Esperienze, Tempo libero
La bontà ignorata del pompiere
Mette sempre un po’ di agitazione prepararsi ad incontrare un importante funzionario come il vice-comandante provinciale dei Vigili del Fuoco. Ma a dispetto dell’altisonanza del titolo, parlare con l’ingegner Enzo D’Andrea è semplice e piacevole, come conversare con un caro amico.
La persona che ho davanti a me infatti non è uno impiegato stressato dai suoi mille impegni ed annoiato dalla routine quotidiana, bensì un uomo che parla del suo lavoro con parole serene e cariche di soddisfazione e a volte sembra quasi che stia parlando della sua famiglia e non dei suoi colleghi. Durante tutto l’incontro risulta sempre più evidente, infatti, come una scelta professionale motivata dal bisogno di seguire i propri interessi piuttosto che dalla ricerca del successo ad ogni costo abbia determinato per il nostro interlocutore il raggiungimento di uno stile di vita equilibrato e giusto, capace di fargli raggiungere quello stato di benessere che tutti dovremmo ricercare nella nostra vita professionale.
Già durante i suoi studi per la tesi di laurea in ingegneria idraulica, l’ingegnere D’Andrea volle seguire il proprio interesse personale verso il territorio ed il suo sviluppo, desideroso di farsi portavoce di un’ingegneria che diventasse un sistema per risolvere i problemi, facendosene carico per andare incontro alle esigenze delle persone. Per nulla interessato a fare carriera come impiegato in qualche pubblica amministrazione né tantomeno come libero professionista, intravide nel corpo dei Vigili del Fuoco la possibilità di coniugare la volontà di lavorare per il territorio e l’ambiente con il desiderio di rimanere in contatto con i bisogni della gente, mettendo a suo servizio la propria professionalità in un lavoro fatto di impegno, anche fisico, e solidarietà.
La sua prima assegnazione, dopo sei mesi di preparazione e addestramento, fu la città di Napoli, vera e propria scuola di formazione essendo una città che vive nell’emergenza costante.

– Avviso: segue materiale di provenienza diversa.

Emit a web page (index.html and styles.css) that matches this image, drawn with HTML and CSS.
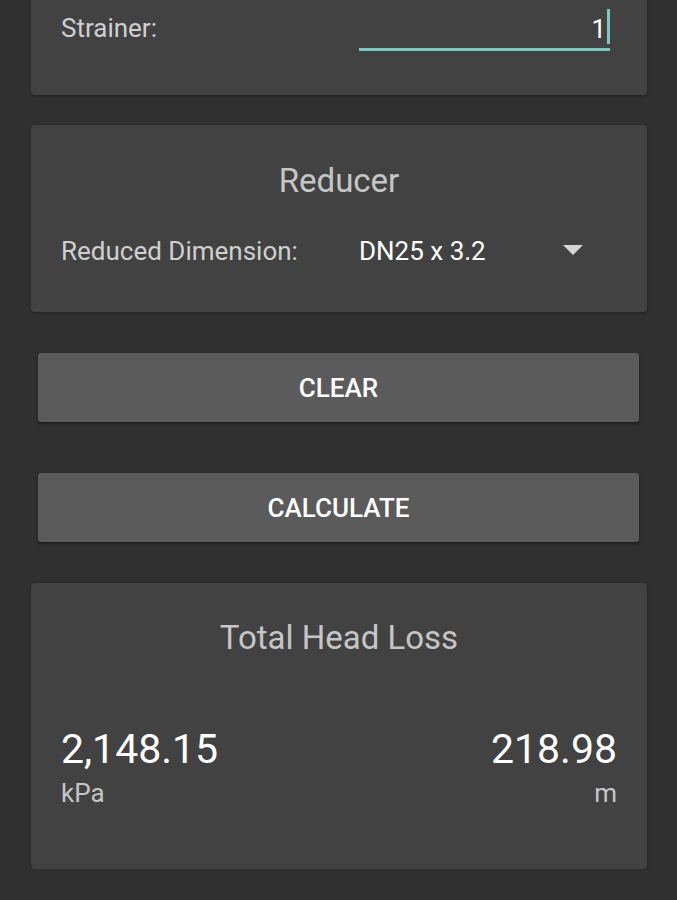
FILE: index.html
```html
<!DOCTYPE html>
<html lang="en">
<head>
  <meta charset="UTF-8" />
  <meta name="viewport" content="width=device-width, initial-scale=1.0" />
  <title>Head Loss</title>
  <link rel="stylesheet" href="styles.css">
</head>
<body>
  <div class="page">
    <div class="card card-fittings">
      <div class="row">
        <label class="label">Strainer:</label>
        <div class="field">
          <span class="field-value">1</span>
          <span class="caret"></span>
        </div>
      </div>
    </div>

    <div class="card card-reducer">
      <h2 class="card-title">Reducer</h2>
      <div class="row">
        <label class="label">Reduced Dimension:</label>
        <div class="spinner">
          <span class="spinner-value">DN25 x 3.2</span>
          <span class="spinner-arrow"></span>
        </div>
      </div>
    </div>

    <button class="btn btn-clear">Clear</button>
    <button class="btn btn-calc">Calculate</button>

    <div class="card card-result">
      <h2 class="card-title">Total Head Loss</h2>
      <div class="results">
        <div class="result">
          <div class="result-value">2,148.15</div>
          <div class="result-unit">kPa</div>
        </div>
        <div class="result result-right">
          <div class="result-value">218.98</div>
          <div class="result-unit">m</div>
        </div>
      </div>
    </div>
  </div>
</body>
</html>
```

FILE: styles.css
```css
body {
  margin: 0;
  background-color: #303030;
  font-family: Roboto, "Noto Sans", sans-serif;
  color: #d2d2d2;
}
.page {
  margin-top: -16px;
  padding: 0 30px 0 31px;
  display: flex;
  flex-direction: column;
}
.card {
  background-color: #424242;
  border-radius: 4px;
  box-shadow: 0 1px 3px rgba(0, 0, 0, 0.35);
  padding: 0 30px;
}
.card-fittings {
  padding-top: 25px;
  padding-bottom: 44px;
}
.card-reducer {
  margin-top: 30px;
  padding-top: 36px;
  padding-bottom: 46px;
}
.card-title {
  margin: 0;
  font-size: 33px;
  line-height: 40px;
  font-weight: 400;
  text-align: center;
  color: #c6c6c6;
}
.row {
  display: grid;
  grid-template-columns: 298px 1fr;
  align-items: start;
}
.card-reducer .row {
  margin-top: 35px;
}
.label {
  font-size: 26px;
  line-height: 30px;
  color: #d0d0d0;
}
.card-fittings .label {
  padding-top: 4px;
}
.field {
  display: flex;
  justify-content: flex-end;
  align-items: flex-end;
  margin-right: 7px;
  padding-bottom: 4px;
  border-bottom: 3px solid #7ccac1;
}
.field-value {
  font-size: 26px;
  line-height: 30px;
  color: #ffffff;
}
.caret {
  width: 3px;
  height: 35px;
  margin-left: 1px;
  background-color: #7ccac1;
}
.spinner {
  display: flex;
  align-items: center;
  justify-content: space-between;
  padding-right: 34px;
}
.spinner-value {
  font-size: 26px;
  line-height: 30px;
  color: #ffffff;
}
.spinner-arrow {
  width: 0;
  height: 0;
  border-left: 10px solid transparent;
  border-right: 10px solid transparent;
  border-top: 10px solid #d6d6d6;
  margin-top: -2px;
}
.btn {
  margin: 41px 8px 0 7px;
  height: 69px;
  background-color: #5b5b5c;
  color: #ffffff;
  border: none;
  border-radius: 3px;
  box-shadow: 0 2px 3px rgba(0, 0, 0, 0.4);
  font-family: Roboto, "Noto Sans", sans-serif;
  font-size: 26px;
  font-weight: 500;
  text-transform: uppercase;
  cursor: pointer;
  padding: 0;
}
.btn-calc {
  margin-top: 51px;
}
.card-result {
  margin-top: 41px;
  padding-top: 35px;
  padding-bottom: 61px;
}
.results {
  display: flex;
  justify-content: space-between;
  margin-top: 67px;
}
.result-right {
  text-align: right;
}
.result-value {
  font-size: 41px;
  line-height: 48px;
  color: #ffffff;
}
.result-unit {
  margin-top: 5px;
  font-size: 26px;
  line-height: 30px;
  color: #c6c6c6;
}
```
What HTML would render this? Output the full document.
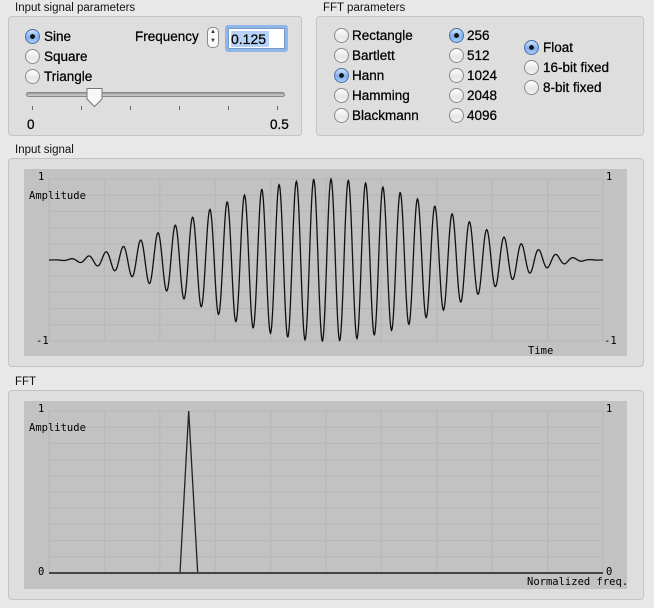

Sono numerosi gli episodi che l’ingegnere mi racconta su questo suo primo periodo, dal gravissimo incendio al deposito dell’AGIP nella zona del porto, allo scoppio di un’autobomba nei pressi di un circolo di ritrovo dei militari USA. E quando mi racconta, con un po’ di emozione, di una frana avvenuta a Palma Campania, che investì un’abitazione in cui si stava svolgendo una festa di fidanzamento, non posso fare a meno di chiedergli come faccia a convivere con il peso dell’emergenza.
«Il vigile del fuoco – mi risponde – è consapevole di ciò che deve affrontare e del rischio che corre: quando c’è un’emergenza, vede la gente scappare via e aprirsi davanti a lui, facendogli largo per farlo passare; e mentre corre dritto davanti a sé non sa cosa troverà ma è consapevole della responsabilità di cui è investito, nei confronti delle persone coinvolte, dei suoi compagni, di se stesso».
Ed è continuamente emozionante questo racconto dell’ingegnere D’Andrea, che dice «Siamo tutti pompieri» e mi spiega come nel corpo dei Vigili del Fuoco non esista nessun tipo di rigidità gerarchica o di superbia nei confronti dei sottoposti: per lui, così come per gli altri, mi dice, i colleghi sono molto di più, perché quando si condividono le notti e i pasti e le ore passate a lavorare gomito a gomito per salvare chi ha chiesto aiuto, ci si sente e si diventa una famiglia.
È condividendo che si riesce a superare anche l’enorme carico di stress emotivo che si accumula dopo un intervento, soprattutto se non tutto è andato per il verso giusto: la squadra al completo si ritrova in sala riunioni, oppure attorno al tavolo per il pranzo, o ancora sotto le docce, e si mettono in comune emozioni, dispiaceri, complimenti reciproci, e qualche volta rimproveri, che assumono così il sapore della correzione fraterna; ed ogni parola pronunciata è utile a chi ha vissuto in prima persona l’intervento ma anche a chi non c’era, proprio come succede in famiglia.
Ecco allora che mi appare chiaro perché i Vigili del Fuoco sono tanto amati: non amano farsi pubblicità o mostrarsi su un palcoscenico, non sono osannati continuamente dai politici, non partecipano ai talk-show…
Ma tutti sappiamo che ci sono e che sono qua per noi, come degli angeli custodi.
E quando ci capita di incontrarne uno, come il pompiere Enzo D’Andrea, scopriamo che fa così bene il suo lavoro perché lo ama e vi ha trovato la sua piena soddisfazione, e rendere la nostra vita più sicura è la sua realizzazione professionale, certo, ma anche la sua quotidiana missione.